Given Xi’s successful (albeit ongoing) consolidation of power at home, his reception would also seem to reflect the British belief that China, under Xi, would continue to thrive economically and that it would be politically stable in years to come. While critics of the Chinese government continue to point out Beijing’s human rights infractions, particularly towards the Dalai Lama (whom Britain historically holds in high esteem), President Xi’s star burns bright. This is not least as a result of a highly choreographed diplomatic itinerary the past month, which included a military parade to mark the 70th anniversary of World War II, a state visit to the US and a landmark speech at the UN general assembly.
Why Britain Needs China
Further proof of the high profile implications of Xi’s visit was witnessed by the writer who was given an English version of a 16-page full colour copy of the China Daily at Waterloo Station, with the phrase “Golden Era” stamped in the pages of the paper. The spreadsheet highlighted the contributions of key Chinese individuals such as business tycoon Jack Ma (named as an adviser to a Cameron business aides’ group) and companies like the China Building Technique Group, which was selected as the primary contractor of a new regeneration development in the south London borough of Croydon.
The British car manufacturing industry, which was in the dumps a decade ago, is also witnessing a resurgence of sorts, with some 1.2 million cars exported last year. Not surprisingly, China was the largest single market for British-built cars, with a seven-fold increase since 2009. On the same note, the London Taxi Company which went nearly bankrupt two years ago was being bought over by Zhejiang Geely Holding, with some 250 million pounds invested in the company. Indeed, over the past ten years, China has invested US$24 billion in Britain, more than in any other western European country. A further 30 billion pounds has been committed to Britain over the next three years to further Sino-British ties.
All these numbers suggest that UK – like many other countries – cannot possibly ignore Chinese financial muscle and the extent to which Chinese investments are crucial to their own national development. China’s low cost manufacturing industry represents a challenge to developed countries given higher labour costs (some 1,200 jobs were cut at British Tata Steel due to the collapse in steel prices). It would, however, seem that barring a Chinese economic meltdown, Beijing’s capacity to put its money where its mouth is would continue to attract many takers – particularly among EU members, which are still plagued with the problems of the Eurozone crisis.
Already, but not yet a superpower
What is most striking about President Xi’s visit, however, is not simply the multi-billion deals signed between China and the UK, nor the lavish treatment he received from the hosts, but rather in the manner Xi articulated China’s blueprint towards global leadership. In his speech to the UK parliament, Xi enumerated similarities between the British parliamentary system and ancient Chinese legal tradition, noting that the Chinese people have learnt from the “best practices of other countries.”
Terming the Sino-British ties as a “global partnership”, Xi also expressed the hope that both countries work together to address “pressing international challenges”. Given the UK’s traditionally close ties with the US, it would seem that China, in fostering closer ties with the former, has further strengthened Beijing’s claim to superpower status, and by doing so, undercut US’ dominance and influence in the European theatre.

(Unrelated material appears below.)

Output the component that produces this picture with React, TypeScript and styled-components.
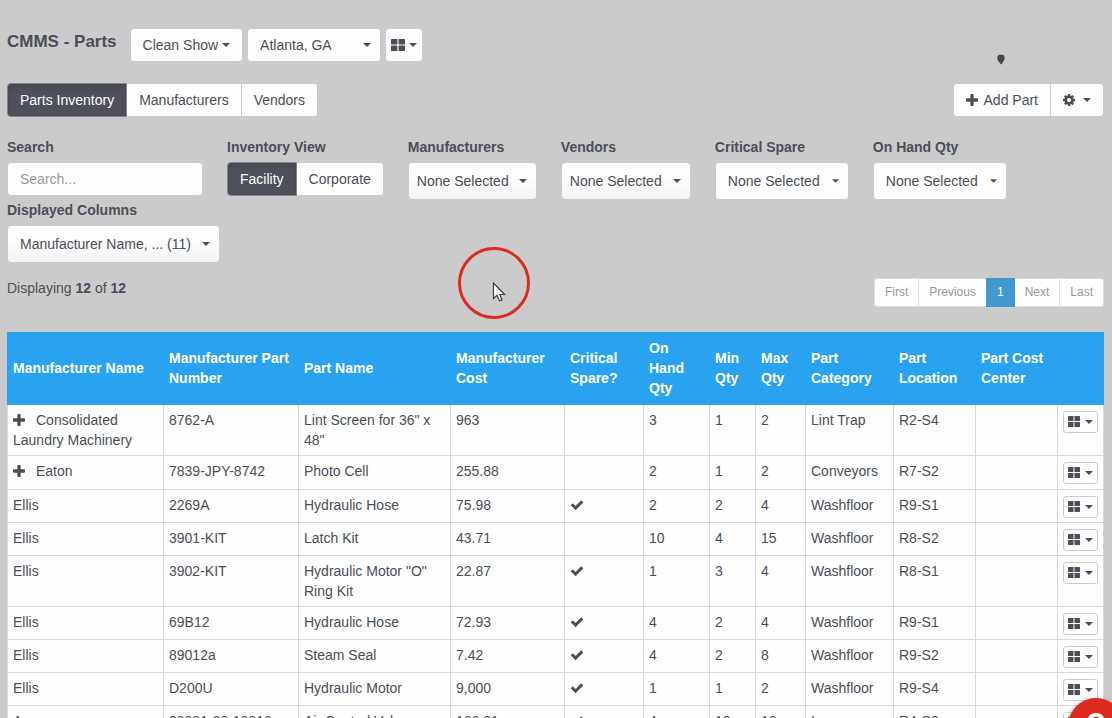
import React from "react";
import styled, { createGlobalStyle, css } from "styled-components";

const ink = "#4a4e59";
const page = "#cbcbcb";

const GlobalStyle = createGlobalStyle`
  * { box-sizing: border-box; }
  html { scrollbar-width: none; }
  body {
    margin: 0;
    background: ${page};
    color: ${ink};
    font: 14px/20px "Liberation Sans", Arial, sans-serif;
  }
  button, input, select { font: inherit; color: inherit; }
`;

const Page = styled.main`
  padding: 28px 8px 0 7px;
`;

const Bar = styled.header`
  display: flex;
  align-items: flex-start;
  gap: 4px;
`;

const Title = styled.h1`
  margin: 4px 9px 0 0;
  font-size: 17px;
  line-height: 20px;
`;

const control = css`
  height: 34px;
  border: 1px solid #ccc;
  border-radius: 4px;
  background: #fefefe;
  white-space: nowrap;
`;

const Button = styled.button<{ $tight?: boolean }>`
  ${control}
  display: inline-flex;
  align-items: center;
  justify-content: center;
  gap: 4px;
  padding: 0 ${(p) => (p.$tight ? 5 : 12)}px;
`;

const Actions = styled.div`
  display: flex;
  justify-content: space-between;
  margin-top: 21px;
`;

const Group = styled.div`
  display: flex;
`;

const GroupButton = styled.button<{ $active?: boolean; $gap?: number }>`
  ${control}
  display: inline-flex;
  align-items: center;
  gap: ${(p) => p.$gap ?? 0}px;
  padding: 0 12px;
  border-radius: 0;
  & + & { margin-left: -1px; }
  &:first-child { border-radius: 4px 0 0 4px; }
  &:last-child { border-radius: 0 4px 4px 0; }
  ${(p) =>
    p.$active &&
    css`
      position: relative;
      z-index: 1;
      color: #fff;
      background: #4e505b;
      border-color: #85868d;
      box-shadow: inset 0 3px 5px rgba(0, 0, 0, 0.125);
    `}
`;

const Filters = styled.form`
  display: flex;
  flex-wrap: wrap;
  column-gap: 24px;
  margin-top: 20px;
`;

const Field = styled.div`
  display: flex;
  flex-direction: column;
  align-items: flex-start;
  gap: 5px;
`;

const Label = styled.label`
  font-weight: bold;
`;

const SearchInput = styled.input`
  ${control}
  width: 196px;
  padding: 0 12px;
  &::placeholder { color: #999; opacity: 1; }
`;

const SelectBox = styled.div<{ $w: number }>`
  display: grid;
  width: ${(p) => p.$w}px;
  align-items: center;
  & > * { grid-area: 1 / 1; }
  & > svg { justify-self: end; margin-right: 10px; pointer-events: none; }
`;

const Select = styled.select<{ $tall?: boolean; $shade?: boolean; $pad?: number }>`
  ${control}
  appearance: none;
  width: 100%;
  height: ${(p) => (p.$tall ? 38 : 34)}px;
  padding: 0 ${(p) => p.$pad ?? 12}px;
  ${(p) => p.$shade && css`background: linear-gradient(#fefefe 30%, #f4f4f5);`}
`;

const Summary = styled.div`
  display: flex;
  justify-content: space-between;
  align-items: flex-start;
  margin: 15px 0 25px;
`;

const Pages = styled.ul`
  display: flex;
  margin: 0;
  padding: 0;
  list-style: none;
  font-size: 12px;
  line-height: 17px;
`;

const PageLink = styled.a<{ $active?: boolean }>`
  display: block;
  padding: 5px 10px;
  border: 1px solid #ddd;
  background: #fefefe;
  color: #999;
  text-decoration: none;
  li + li > & { margin-left: -1px; }
  li:first-child > & { border-radius: 3px 0 0 3px; }
  li:last-child > & { border-radius: 0 3px 3px 0; }
  ${(p) =>
    p.$active &&
    css`
      position: relative;
      color: #fff;
      background: #4298cf;
      border-color: #4298cf;
    `}
`;

const Table = styled.table`
  width: 100%;
  table-layout: fixed;
  border-collapse: separate;
  border-spacing: 0;
  background: #fefefe;
`;

const Col = styled.col<{ $w: number }>`
  width: ${(p) => p.$w}px;
`;

const Th = styled.th`
  height: 73px;
  padding: 5px 5px 7px;
  background: #29a3ef;
  color: #fff;
  text-align: left;
  vertical-align: middle;
  &:first-child { padding-left: 6px; }
`;

const Tr = styled.tr<{ $expandable?: boolean }>`
  height: ${(p) => (p.$expandable ? 34 : 33)}px;
`;

const Td = styled.td`
  padding: 5px;
  border: solid #d9d9d9;
  border-width: 0 1px 1px 0;
  vertical-align: top;
  &:first-child { border-left-width: 1px; }
  &:last-child { padding-bottom: 4px; }
`;

const Expand = styled.button`
  margin: 0 11px 0 0;
  padding: 0;
  border: 0;
  background: none;
  line-height: 12px;
  & > svg { vertical-align: -1px; }
`;

const RowMenu = styled.button`
  display: flex;
  align-items: center;
  justify-content: center;
  gap: 5px;
  width: 35px;
  height: 22px;
  margin-top: 1px;
  padding: 0 0 1px;
  border: 1px solid #ccc;
  border-radius: 3px;
  background: #fefefe;
`;

const Check = styled.svg`
  display: block;
  margin-top: 3px;
`;

const PinMark = styled.svg`
  position: absolute;
  top: 54px;
  left: 997px;
`;

const ClickRing = styled.div`
  position: absolute;
  top: 247px;
  left: 458px;
  width: 72px;
  height: 72px;
  border: 3px solid #dc2b20;
  border-radius: 50%;
  pointer-events: none;
`;

const Pointer = styled.svg`
  position: absolute;
  top: 32px;
  left: 31px;
`;

const Help = styled.button`
  position: fixed;
  right: -12px;
  bottom: -36px;
  width: 56px;
  height: 56px;
  padding: 0 0 4px;
  border: 0;
  border-radius: 50%;
  background: #dc2b20;
  color: #fff;
  font-size: 32px;
  font-weight: bold;
  line-height: 48px;
  box-shadow: 0 1px 5px rgba(0, 0, 0, 0.3);
`;

const Caret = ({ w = 8 }: { w?: number }) => (
  <svg width={w} height="4" viewBox="0 0 8 4" fill={ink} aria-hidden="true">
    <path d="M0 0h8L4 4z" />
  </svg>
);

const GridIcon = ({ w = 12, h = 11 }: { w?: number; h?: number }) => (
  <svg width={w} height={h} viewBox="0 0 12 11" preserveAspectRatio="none" fill={ink} aria-hidden="true">
    <rect width="5.500" height="5" rx=".4" />
    <rect x="6.500" width="5.500" height="5" rx=".4" />
    <rect y="6" width="5.500" height="5" rx=".4" />
    <rect x="6.500" y="6" width="5.500" height="5" rx=".4" />
  </svg>
);

const PlusIcon = () => (
  <svg width="12" height="12" viewBox="0 0 11 11" fill={ink} aria-hidden="true">
    <path d="M4.700 0h1.600q.7 0 .7.7V4h3.300q.7 0 .7.7v1.600q0 .7-.7.7H7v3.300q0 .7-.7.7H4.700q-.7 0-.7-.7V7H.7Q0 7 0 6.300V4.700Q0 4 .7 4H4V.7q0-.7.7-.7z" />
  </svg>
);

const GearIcon = () => (
  <svg width="12" height="12" viewBox="0 0 1536 1536" fill={ink} aria-hidden="true">
    <path d="M1024 768q0-106-75-181t-181-75-181 75-75 181 75 181 181 75 181-75 75-181zm512-109v222q0 12-8 23t-20 13l-185 28q-19 54-39 91 35 50 107 138 10 12 10 25t-9 23q-27 37-99 108t-94 71q-12 0-26-9l-138-108q-44 23-91 38-16 136-29 186-7 28-36 28H657q-14 0-24.500-8.500T621 1506l-28-184q-49-16-90-37l-141 107q-10 9-25 9-14 0-25-11-126-114-165-168-7-10-7-23 0-12 8-23 15-21 51-66.500t54-70.500q-27-50-41-99L29 913q-13-2-21-12.500T0 877V655q0-12 8-23t19-13l186-28q14-46 39-92-40-57-107-138-10-12-10-24 0-10 9-23 26-36 98.500-107.500T337 135q13 0 26 10l138 107q44-23 91-38 16-136 29-186 7-28 36-28h222q14 0 24.500 8.500T915 30l28 184q49 16 90 37l142-107q9-9 24-9 13 0 25 10 129 119 165 170 7 8 7 22 0 12-8 23-15 21-51 66.500t-54 70.500q26 50 41 98l183 28q13 2 21 12.500t8 23.500z" />
  </svg>
);

const CheckIcon = () => (
  <Check width="14" height="14" viewBox="0 0 1792 1792" fill={ink} role="img" aria-label="Yes">
    <path d="M1671 566q0 40-28 68l-724 724-136 136q-28 28-68 28t-68-28l-136-136-362-362q-28-28-28-68t28-68l136-136q28-28 68-28t68 28l294 295 656-657q28-28 68-28t68 28l136 136q28 28 28 68z" />
  </Check>
);

const columns: [string, number][] = [
  ["Manufacturer Name", 157],
  ["Manufacturer Part Number", 135],
  ["Part Name", 152],
  ["Manufacturer Cost", 114],
  ["Critical Spare?", 79],
  ["On Hand Qty", 66],
  ["Min Qty", 46],
  ["Max Qty", 50],
  ["Part Category", 88],
  ["Part Location", 82],
  ["Part Cost Center", 82],
  ["", 46],
];

type Part = {
  maker: string;
  number: string;
  name: string;
  cost: string;
  critical?: boolean;
  qty: [number, number, number];
  category: string;
  location: string;
  expandable?: boolean;
};

const parts: Part[] = [
  { maker: "Consolidated Laundry Machinery", number: "8762-A", name: 'Lint Screen for 36" x 48"', cost: "963", qty: [3, 1, 2], category: "Lint Trap", location: "R2-S4", expandable: true },
  { maker: "Eaton", number: "7839-JPY-8742", name: "Photo Cell", cost: "255.88", qty: [2, 1, 2], category: "Conveyors", location: "R7-S2", expandable: true },
  { maker: "Ellis", number: "2269A", name: "Hydraulic Hose", cost: "75.98", critical: true, qty: [2, 2, 4], category: "Washfloor", location: "R9-S1" },
  { maker: "Ellis", number: "3901-KIT", name: "Latch Kit", cost: "43.71", qty: [10, 4, 15], category: "Washfloor", location: "R8-S2" },
  { maker: "Ellis", number: "3902-KIT", name: 'Hydraulic Motor "O" Ring Kit', cost: "22.87", critical: true, qty: [1, 3, 4], category: "Washfloor", location: "R8-S1" },
  { maker: "Ellis", number: "69B12", name: "Hydraulic Hose", cost: "72.93", critical: true, qty: [4, 2, 4], category: "Washfloor", location: "R9-S1" },
  { maker: "Ellis", number: "89012a", name: "Steam Seal", cost: "7.42", critical: true, qty: [4, 2, 8], category: "Washfloor", location: "R9-S2" },
  { maker: "Ellis", number: "D200U", name: "Hydraulic Motor", cost: "9,000", critical: true, qty: [1, 1, 2], category: "Washfloor", location: "R9-S4" },
  { maker: "Ace", number: "39081-68-10810", name: "Air Control Valve", cost: "166.31", critical: true, qty: [4, 10, 10], category: "Ironer", location: "R4-S2" },
];

type DropProps = { id: string; label: string; value: string; w: number; shade?: boolean; pad?: number; caret?: number };

const DropField = ({ id, label, value, w, shade, pad, caret }: DropProps) => (
  <Field>
    <Label htmlFor={id}>{label}</Label>
    <SelectBox $w={w}>
      <Select id={id} $tall $shade={shade} $pad={pad}>
        <option>{value}</option>
      </Select>
      <Caret w={caret} />
    </SelectBox>
  </Field>
);

export default function App() {
  return (
    <Page>
      <GlobalStyle />
      <Bar>
        <Title>CMMS - Parts</Title>
        <Button>
          Clean Show <Caret />
        </Button>
        <SelectBox $w={134}>
          <Select aria-label="Facility">
            <option>Atlanta, GA</option>
          </Select>
          <Caret />
        </SelectBox>
        <Button $tight aria-label="Modules">
          <GridIcon w={14} h={12} />
          <Caret />
        </Button>
      </Bar>

      <Actions>
        <Group>
          <GroupButton $active>Parts Inventory</GroupButton>
          <GroupButton>Manufacturers</GroupButton>
          <GroupButton>Vendors</GroupButton>
        </Group>
        <Group>
          <GroupButton $gap={6}>
            <PlusIcon />
            Add Part
          </GroupButton>
          <GroupButton $gap={8} aria-label="Settings">
            <GearIcon />
            <Caret />
          </GroupButton>
        </Group>
      </Actions>

      <Filters onSubmit={(e) => e.preventDefault()}>
        <Field>
          <Label htmlFor="search">Search</Label>
          <SearchInput id="search" type="text" placeholder="Search..." />
        </Field>
        <Field role="group" aria-labelledby="view">
          <Label as="span" id="view">Inventory View</Label>
          <Group>
            <GroupButton type="button" $active>Facility</GroupButton>
            <GroupButton type="button">Corporate</GroupButton>
          </Group>
        </Field>
        <DropField id="makers" label="Manufacturers" value="None Selected" w={129} shade pad={8} />
        <DropField id="vendors" label="Vendors" value="None Selected" w={130} shade pad={8} />
        <DropField id="critical" label="Critical Spare" value="None Selected" w={134} caret={7} />
        <DropField id="onhand" label="On Hand Qty" value="None Selected" w={134} caret={7} />
        <DropField id="columns" label="Displayed Columns" value="Manufacturer Name, ... (11)" w={213} shade />
      </Filters>

      <Summary>
        <div>
          Displaying <b>12</b> of <b>12</b>
        </div>
        <nav aria-label="Pages">
          <Pages>
            {["First", "Previous", "1", "Next", "Last"].map((t) => (
              <li key={t}>
                <PageLink href="#" $active={t === "1"}>{t}</PageLink>
              </li>
            ))}
          </Pages>
        </nav>
      </Summary>

      <Table>
        <colgroup>
          {columns.map(([name, w]) => (
            <Col key={name} $w={w} />
          ))}
        </colgroup>
        <thead>
          <tr>
            {columns.map(([name]) => (
              <Th key={name} scope="col">{name}</Th>
            ))}
          </tr>
        </thead>
        <tbody>
          {parts.map((p) => (
            <Tr key={p.number} $expandable={p.expandable}>
              <Td>
                {p.expandable && (
                  <Expand aria-label="Expand">
                    <PlusIcon />
                  </Expand>
                )}
                {p.maker}
              </Td>
              <Td>{p.number}</Td>
              <Td>{p.name}</Td>
              <Td>{p.cost}</Td>
              <Td>{p.critical && <CheckIcon />}</Td>
              {p.qty.map((q, i) => (
                <Td key={i}>{q}</Td>
              ))}
              <Td>{p.category}</Td>
              <Td>{p.location}</Td>
              <Td />
              <Td>
                <RowMenu aria-label="Row actions">
                  <GridIcon />
                  <Caret />
                </RowMenu>
              </Td>
            </Tr>
          ))}
        </tbody>
      </Table>

      <PinMark width="8" height="11" viewBox="0 0 8 11" fill="#45474d" aria-hidden="true">
        <path d="M2 .8h4L7.600 2.500v3L6 8 4.600 10.200H3.800L2 8 .4 5.500v-3z" />
      </PinMark>
      <ClickRing aria-hidden="true">
        <Pointer width="14" height="20" viewBox="0 0 14 20" fill="#fff" stroke="#3d3f4a" strokeWidth="1.200">
          <path d="M1.500 1v15.500l3.500-3.300 2.400 5.300q1 .6 2.500-.8L7.700 12.500h4.800z" />
        </Pointer>
      </ClickRing>
      <Help aria-label="Help">?</Help>
    </Page>
  );
}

Furthermore, it is a sign that China is able to project its influence beyond its regional periphery and further into regions where there is little historical Chinese presence.
For Xi, however, the mission is far from over. For China to be reckoned as a truly “good” superpower, it would have to rectify a deeper problem, that is, an image deficit. As Professor William Callahan at the London School of Economics explains, China is still viewed as a “vengeful revisionist state” rather than a “generous emerging power”, particularly among its Asia-Pacific neighbours. As the Speaker John Bercow wryly put it in his opening remarks in Parliament, “the world will be watching [China].”
*Benjamin Ho is a PhD candidate at the London School of Economics, and previously a Research Fellow with the S. Rajaratnam School of International Studies (RSIS), Nanyang Technological University, Singapore.